SNOWBASIN, Utah -- Putting on a brave face and a smile, World Cup downhill champion Stephan Eberharter insisted Olympic bronze was just dandy.

After winning five of the eight World Cup downhills this season, the Austrian had entered the Olympics' showcase Alpine event as the favorite, with his nation's high expectations heavy on his shoulders.

The new star of the Austrian squad seemed poised to live up to the ski-crazy nation's hopes on Sunday, sending a large contingent of flag-waving fans into a wild frenzy when he lit up the top of the scoreboard in 1 minute, 39.41 seconds.

But Eberharter's lifelong dream of Olympic downhill glory lasted only a moment, as teammate Fritz Strobl sped across the finish line less than two minutes later, edging him by 28 hundredths of a second to take Olympic gold and bask in the adoration only Austrian ski fans can lavish.

Moments later, Norway's Lasse Kjus dropped Eberharter from second to third, squeezing between the two Austrians with his run of 1:39.35.

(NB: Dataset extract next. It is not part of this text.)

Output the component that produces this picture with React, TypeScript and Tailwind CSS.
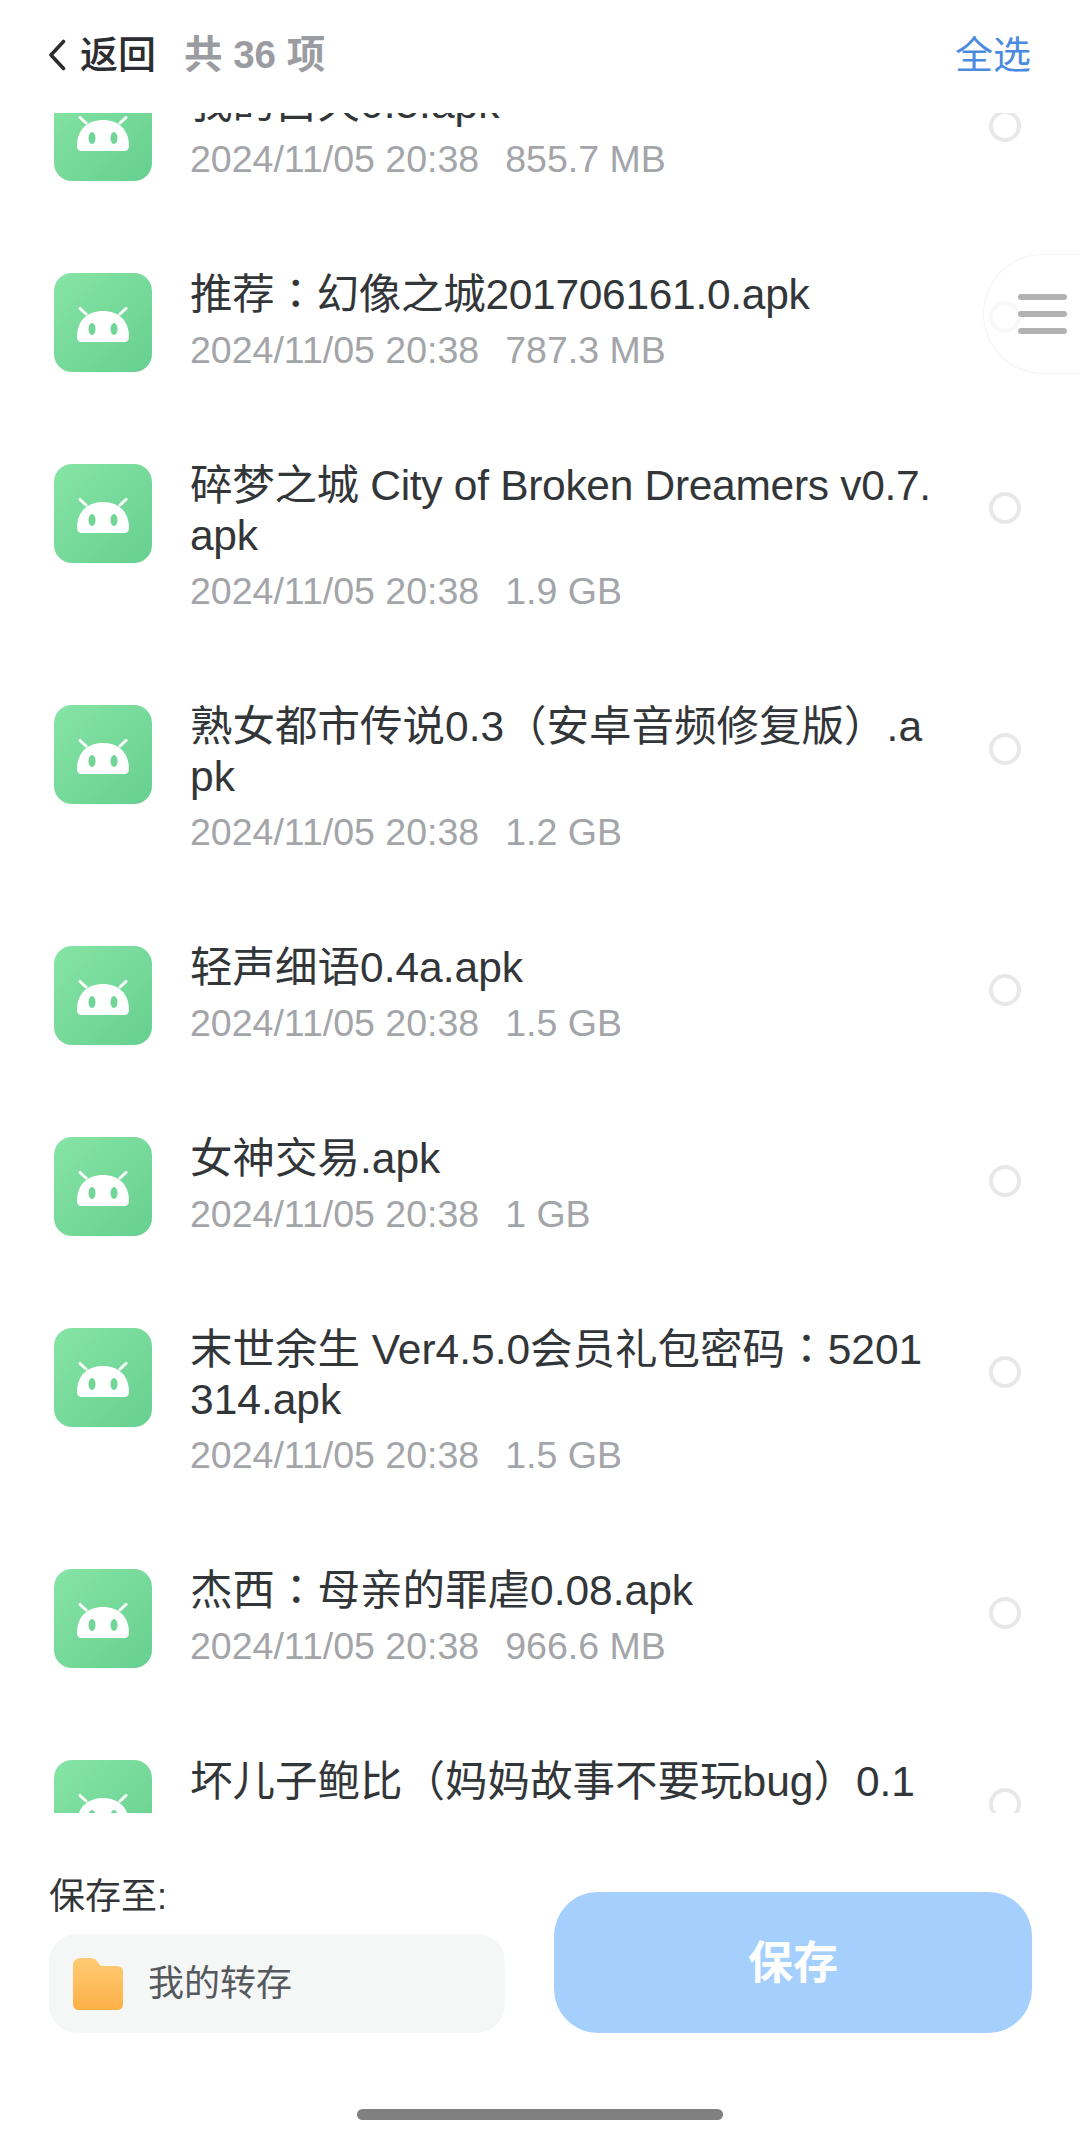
type FileRow = { lines: string[]; size: string; tracking?: string }

const FILES: FileRow[] = [
    { lines: ["我的白天0.5.apk"], size: "855.7 MB" },
    { lines: ["推荐：幻像之城201706161.0.apk"], size: "787.3 MB", tracking: "tracking-[-0.3px]" },
    { lines: ["碎梦之城 City of Broken Dreamers v0.7.", "apk"], size: "1.9 GB", tracking: "tracking-[-0.3px]" },
    { lines: ["熟女都市传说0.3（安卓音频修复版）.a", "pk"], size: "1.2 GB" },
    { lines: ["轻声细语0.4a.apk"], size: "1.5 GB" },
    { lines: ["女神交易.apk"], size: "1 GB" },
    { lines: ["末世余生 Ver4.5.0会员礼包密码：5201", "314.apk"], size: "1.5 GB" },
    { lines: ["杰西：母亲的罪虐0.08.apk"], size: "966.6 MB" },
    { lines: ["坏儿子鲍比（妈妈故事不要玩bug）0.1", ".apk"], size: "1.1 GB" },
]

const ApkIcon = () => (
    <div className="flex h-[99px] w-[98px] shrink-0 items-center justify-center rounded-[18px] bg-gradient-to-br from-[#86e5a5] to-[#66cf8f]">
        <svg className="mt-[4px]" width="54" height="36" viewBox="0 0 54 36" fill="none">
            <path d="M4 1.5 L10 7 M50 1.5 L44 7" stroke="white" strokeWidth="3" strokeLinecap="round" />
            <path d="M1 30 C1 13 12 4 27 4 C42 4 53 13 53 30 Q53 35 48 35 L6 35 Q1 35 1 30 Z" fill="white" />
            <ellipse cx="16" cy="22" rx="3.5" ry="6" fill="#6fd696" />
            <ellipse cx="38" cy="22" rx="3.5" ry="6" fill="#6fd696" />
        </svg>
    </div>
)

// the picture's full-width colon sits centred in its cell, as in the TC font
const Title = ({ text }: { text: string }) => (
    <p className="whitespace-nowrap text-[42.5px] leading-[50px] text-[#333639]">
        {text.split("：").map((part, i) => (
            <span key={part}>
                {i > 0 && <span className="font-['Noto_Sans_CJK_TC'] leading-[0]">：</span>}
                {part}
            </span>
        ))}
    </p>
)

const FileItem = ({ lines, size, tracking }: FileRow) => (
    <div className="flex items-start pl-[54px]">
        <ApkIcon />
        <div className={`ml-[38px] w-[750px] shrink-0 -mt-[3px] ${tracking ?? ""}`}>
            {lines.map((line) => (
                <Title key={line} text={line} />
            ))}
            <div className="mt-[5px] flex gap-[26px] text-[37.5px] leading-[50px] tracking-normal text-[#a3a5a9]">
                <span>2024/11/05 20:38</span>
                <span>{size}</span>
            </div>
        </div>
        <div className="ml-[49px] mt-[28px] size-[32px] shrink-0 rounded-full border-[4px] border-[#e8e8e8]" />
    </div>
)

export default function App() {
    return (
        <div className="relative flex h-[2140px] w-[1080px] flex-col overflow-hidden bg-white font-['Liberation_Sans','Noto_Sans_CJK_SC',sans-serif]">
            <header className="flex h-[113px] shrink-0 items-center justify-between pb-[3px] pl-[48px] pr-[49px]">
                <div className="flex items-center">
                    <svg width="18" height="32" viewBox="0 0 18 32" fill="none">
                        <path d="M15.5 2.5 L3 16 L15.5 29.5" stroke="#2b2d30" strokeWidth="3.6" strokeLinecap="round" strokeLinejoin="round" />
                    </svg>
                    <span className="ml-[14px] text-[38px] font-medium text-[#2b2d30]">返回</span>
                    <span className="ml-[28px] text-[38.5px] font-bold text-[#9b9ca1]">共 36 项</span>
                </div>
                <span className="text-[38px] text-[#4a8be0]">全选</span>
            </header>

            <div className="h-[1700px] shrink-0 overflow-hidden">
                <div className="-mt-[31px] flex flex-col gap-[89px]">
                    {FILES.map((file) => (
                        <FileItem key={file.lines[0]} {...file} />
                    ))}
                </div>
            </div>

            <footer className="flex items-end justify-between pl-[49px] pr-[48px] pt-[62px]">
                <div className="w-[456px]">
                    <p className="text-[36px] leading-[44px] text-[#333639]">保存至:</p>
                    <div className="mt-[15px] flex h-[99px] items-center rounded-[28px] bg-[#f5f6f6] pl-[24px]">
                        <svg width="50" height="52" viewBox="0 0 50 52">
                            <defs>
                                <linearGradient id="folderFill" x1="0" y1="0" x2="0" y2="1">
                                    <stop offset="0" stopColor="#fecb74" />
                                    <stop offset="1" stopColor="#feb148" />
                                </linearGradient>
                            </defs>
                            <path d="M0 8 Q0 0 8 0 L18 0 Q23 0 26 6 Q27 8 30 8 L44 8 Q50 8 50 14 L50 46 Q50 52 44 52 L6 52 Q0 52 0 46 Z" fill="url(#folderFill)" />
                        </svg>
                        <span className="ml-[25px] text-[36px] text-[#55585c]">我的转存</span>
                    </div>
                </div>
                <button className="flex h-[141px] w-[478px] items-center justify-center rounded-[44px] bg-[#a5cffc] pt-[3px] text-[45px] font-bold text-white">
                    保存
                </button>
            </footer>

            <div className="mx-auto mt-[76px] h-[11px] w-[366px] rounded-full bg-[#808080]" />

            <div className="absolute right-0 top-[254px] flex h-[120px] w-[97px] flex-col justify-center gap-[11px] rounded-l-[60px] border border-r-0 border-[#f3f3f3] bg-white/70 pl-[34px]">
                <div className="h-[6px] w-[49px] rounded-full bg-[#b2b2b2]" />
                <div className="h-[6px] w-[49px] rounded-full bg-[#b2b2b2]" />
                <div className="h-[6px] w-[49px] rounded-full bg-[#b2b2b2]" />
            </div>
        </div>
    )
}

"It might be a problem for others not to win gold, but it isn't for me," said Eberharter, who leads the World Cup overall standings this season on the strength of five downhill victories, three in the super giant slalom and one in the more technical giant slalom.

"I've always said this situation can happen, I was never assured to win the gold. I was prepared for this," he added. "Sure it would have been great to win gold but this is a great start for me and I have two more chances to win gold or collect other medals in the giant slalom and Super G."

The 32-year-old Eberharter also was quick to remind everyone of his new World Cup downhill title, which actually is considered a bigger achievement by skiers, requiring consistent success over an entire season.

"I mustn't forget this season, which has been tremendous," Eberharter said. "I've won nine races so far, I've won the World Cup downhill title and hopefully I'll win the overall.

"I always believed in myself but honestly I never believed to be that good in the downhill. But last year I started to do pretty well and this year was great."

A victory, though, would have silenced critics who insist Eberharter's success is largely due to the absence of injured teammate Hermann Maier.

"I didn't feel any pressure, even though I knew everyone expected me to win the gold medal, especially back home," said Eberharter, who finished last season as runner-up in the overall and downhill World Cup standings to Maier. "I was prepared for this. I had a good night and a good morning, and a good bronze medal race."